A moderately-sized crowd gathered in McInnis auditorium for the September 30 session of Windows on the World.
The speaker was Dr. Bruce Lockerbie, chairman of PAIDEIA, Incorporated. He has taught Bible and English at the Stoney Brook School in New York, and he is a member of the American Society of Composers, Authors and Publishers.
“Prolific would be an apropos adjective for Lockerbie,” Dr. David Greenhalgh, dean of arts and sciences, said in his introduction of Lockerbie.
The title of Lockerbie’s lecture was “‘The Life We Image’: Avoiding Clichés about Christians and the Arts.”
When Lockerbie took the podium, the audience was greeted by a graying, scholarly fellow wearing glasses, a gray suit and a blue-and-gray striped tie.
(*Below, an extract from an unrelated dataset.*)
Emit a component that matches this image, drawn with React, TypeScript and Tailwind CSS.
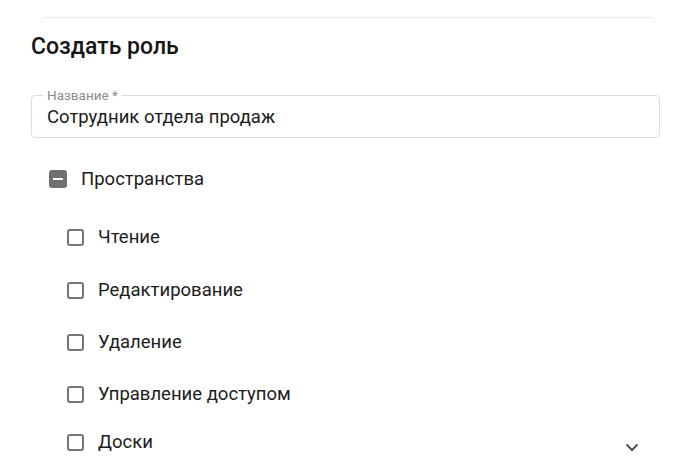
import React from "react";

function Box() {
  return <span className="block w-[17px] h-[17px] rounded-[3px] border-2 border-[#757575] bg-white shrink-0" />;
}

function Row({ label, mt }: { label: string; mt: string }) {
  return (
    <div className={`flex items-center h-[24px] pl-[67px] gap-[14px] ${mt}`}>
      <Box />
      <span className="text-[18.5px] leading-[24px] text-[#1c1c1c]">{label}</span>
    </div>
  );
}

export default function App() {
  return (
    <div className="w-[694px] h-[471px] bg-white overflow-hidden relative font-['Roboto',sans-serif]">
      <div className="pt-[17px] pl-[43px] pr-[41px]">
        <div className="h-px bg-[#ebebeb]" />
      </div>
      <h1 className="mt-[15px] pl-[31px] text-[23px] leading-[28px] font-medium text-[#161616]">Создать роль</h1>
      <div className="mt-[34px] ml-[31px] w-[629px] h-[43px] relative rounded-[4px] border border-[#dcdcdc] flex items-center pl-[15px]">
        <span className="absolute left-[11px] top-[-9px] bg-white px-[4px] text-[13.5px] leading-[16px] text-[#8c8c8c]">Название *</span>
        <span className="text-[18.5px] leading-[24px] text-[#1c1c1c] mt-[1px]">Сотрудник отдела продаж</span>
      </div>
      <div className="mt-[29px] flex items-center h-[24px] pl-[49px] gap-[14px]">
        <span className="w-[18px] h-[18px] rounded-[3px] bg-[#707070] flex items-center justify-center shrink-0">
          <span className="w-[10px] h-[2px] bg-white" />
        </span>
        <span className="text-[18.5px] leading-[24px] text-[#1c1c1c]">Пространства</span>
      </div>
      <Row label="Чтение" mt="mt-[34px]" />
      <Row label="Редактирование" mt="mt-[29px]" />
      <Row label="Удаление" mt="mt-[28px]" />
      <Row label="Управление доступом" mt="mt-[28px]" />
      <div className="flex items-center mt-[24px] pr-[55px]">
        <div className="flex items-center h-[24px] pl-[67px] gap-[14px] flex-1">
          <Box />
          <span className="text-[18.5px] leading-[24px] text-[#1c1c1c]">Доски</span>
        </div>
        <svg width="14" height="9" viewBox="0 0 14 9" className="mt-[10px]">
          <polyline points="1.5,1.5 7,7 12.5,1.5" fill="none" stroke="#555" strokeWidth="2" />
        </svg>
      </div>
    </div>
  );
}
One may have expected to hear a lecture about string theory or the Peloponnesian War from him, rather than a lecture about art.
However, the audience quickly discovered that Lockerbie had very strong opinions about art and a Christian’s place in the arts, and that his knowledge of the arts was extensive.
Lockerbie’s lecture was a very polished work of art in itself. Every example, metaphor, phrase and word was carefully chosen.
The cliches Lockerbie spoke against were, “Art is all a matter of taste,” “Beauty is in the eye of the beholder,” and “Art for art’s sake.”
One of the purposes of Lockerbie’s lecture was to address society’s “glorified elevation of trash as art.”
According to Lockerbie, the first two cliches carry with them an air of subjectivism, and the third cliche points to art with no meaning or purpose.
Lockerbie argued that judging art cannot be purely subjective. The test of time is one way to determine what is great art, but more important is the worldview the art presents.
“Truth determines the life we image,” Lockerbie said. “Truth is the highest criteria for art.”
Despite what those who live by the cliché of “Art for art’s sake” say, Lockerbie said that portraying the truth is also the purpose of art.
Lockerbie said that while all artists can portray some truth in their art, only Christians can portray the ultimate truth, that is, the truth of God’s love. Because of this fact, a Christian’s art is capable of something that a non-Christian’s is not.
“All humans can take part in the gift of art, but only the redeemed can offer one’s own art back to the Creator,” Lockerbie said.
“A Christian worldview is taken both from the foot of the cross and the door of the empty tomb,” he added. “Is there anything more beautiful in all the world than truth that brings us reason for hope?”
Lockerbie wrapped his lecture up with an application to Christians that echoed I Corinthians 10:31. He said, “Whatever you do, in work or play, in a group or alone, God wants your best effort.”